The White Sox were the most underachieving team in baseball as they went from being a frontrunner to get to the World Series at the start of the season to a team that finished second in its division by double-digit games and well out of the playoff race.
Many factors contributed to the team’s poor showing but sometimes analytics can leave one wondering how numbers could show one thing, yet the result is something different.
Take for example wRC+ which is weighted runs created plus. It takes into account the statistic of runs created but factors in things such as trends in the league and ballpark effects. In total, the numbers, a hitter with a wRC+ of 100 is considered average.
The Chicago White Sox needs to produce much more offense next season.
As a team, the White Sox were tied for 16th in baseball with a wRC+ of 99. They were tied with the Baltimore Orioles and the American League Central Division champion Cleveland Guardians who finished 11 games up on the White Sox.

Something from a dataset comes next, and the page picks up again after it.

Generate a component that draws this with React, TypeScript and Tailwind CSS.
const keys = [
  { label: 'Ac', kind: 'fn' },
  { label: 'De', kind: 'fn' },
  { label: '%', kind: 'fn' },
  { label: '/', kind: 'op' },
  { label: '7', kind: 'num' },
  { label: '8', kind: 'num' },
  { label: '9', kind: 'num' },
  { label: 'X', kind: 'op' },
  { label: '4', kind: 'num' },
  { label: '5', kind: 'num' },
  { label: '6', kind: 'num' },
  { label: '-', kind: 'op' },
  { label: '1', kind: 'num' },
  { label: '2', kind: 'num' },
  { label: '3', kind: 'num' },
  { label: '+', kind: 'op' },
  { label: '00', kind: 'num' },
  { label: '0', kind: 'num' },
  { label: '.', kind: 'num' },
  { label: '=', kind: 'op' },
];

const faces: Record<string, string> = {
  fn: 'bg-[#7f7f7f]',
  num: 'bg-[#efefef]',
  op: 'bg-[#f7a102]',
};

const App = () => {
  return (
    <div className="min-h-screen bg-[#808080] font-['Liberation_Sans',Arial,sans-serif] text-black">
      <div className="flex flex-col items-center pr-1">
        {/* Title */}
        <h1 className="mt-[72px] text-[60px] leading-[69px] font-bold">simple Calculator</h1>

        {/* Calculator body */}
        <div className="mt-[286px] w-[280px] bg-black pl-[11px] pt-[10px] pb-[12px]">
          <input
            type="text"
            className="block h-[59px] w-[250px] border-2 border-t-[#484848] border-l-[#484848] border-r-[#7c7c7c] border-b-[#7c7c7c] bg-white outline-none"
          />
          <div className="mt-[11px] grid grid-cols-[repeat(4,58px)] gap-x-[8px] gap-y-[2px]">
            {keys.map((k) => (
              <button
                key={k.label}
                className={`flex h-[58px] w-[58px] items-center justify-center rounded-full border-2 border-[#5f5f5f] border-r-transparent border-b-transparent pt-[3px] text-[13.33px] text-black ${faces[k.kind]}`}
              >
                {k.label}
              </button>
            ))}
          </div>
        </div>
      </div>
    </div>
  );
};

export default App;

In terms of total runs, the White Sox were 19th in baseball at 686 while the Guardians were tied for 15th with the Colorado Rockies at 698. Of the playoff teams this year, the Tampa Bay Rays were the lowest-scoring team with 666 runs (21st overall) yet were tied for 14th with the San Francisco Giants with a wRC+ of 101.
The top five teams in runs scored were the Los Angeles Dodgers (847), New York Yankees (807), Atlanta Braves (789), Toronto Blue Jays (775), and New York Mets and Saint Louis Cardinals (both at 772). The Dodgers were tops in wRC+ at 119 followed by the Blue Jays (117), Mets (116), Yankees (115), and Cardinals (114).
Where some head-scratching comes in for the White Sox is in how a number of their starters fared in wRC+ yet the team finished average at best in the category and in the bottom half of the majors in total runs.
Using 350 At Bats as a benchmark, according to fangraphs.com, Jose Abreu was the highest-ranked White Sox player amongst all players, finishing 26th with a wRC+ of 137. By comparison, Aaron Judge led the majors at 207 followed by Yordan Alverez at 185.
Four other White Sox players finished with a wRC+ of 100 or better and they are Andrew Vaughn (113), Luis Robert (111), Elvis Andrus (105), and Gavin Sheets (100). Eloy Jimenez posted a 144 wRC+ in 84 games and Tim Anderson finished with 110 in 79 games.
Even Josh Harrison and AJ Pollock were near average as each finished with a 98 and 92 respectively. Well below average was Yoan Moncada at 76 and Yasmani Grandal at 68.
That’s what makes what happened to the White Sox so frustrating from an offensive standpoint. Injuries and a lack of home run power were factors in the team not performing better. But based on the numbers, the team had half its batting order creating runs at an average to an above-average level.
Come contract negotiating time, players will, or should, use that stat if it plays in their favor. That is according to Minnesota Twins shortstop Carlos Correa who believes wRC+ and Weighted on Base Average are key stats players need to consider if they are looking for a nice payday.
"“When I go into a clubhouse right, the first thing I tell players is, ‘You wanna make “X” amount of money?’ ” At that point, I already got them and you start explaining the analytics and how GMs think and what they look at.“They’re the ones giving us a contract.” Correa added, “The owners, the GMs, they’re the ones making the decisions. So, we gotta play to what they like, what they want to see, what they want in a player to help them win championships.”"
The White Sox offense should have been better than it was but heading into next season it will have to be better than average if they hope to make a title run.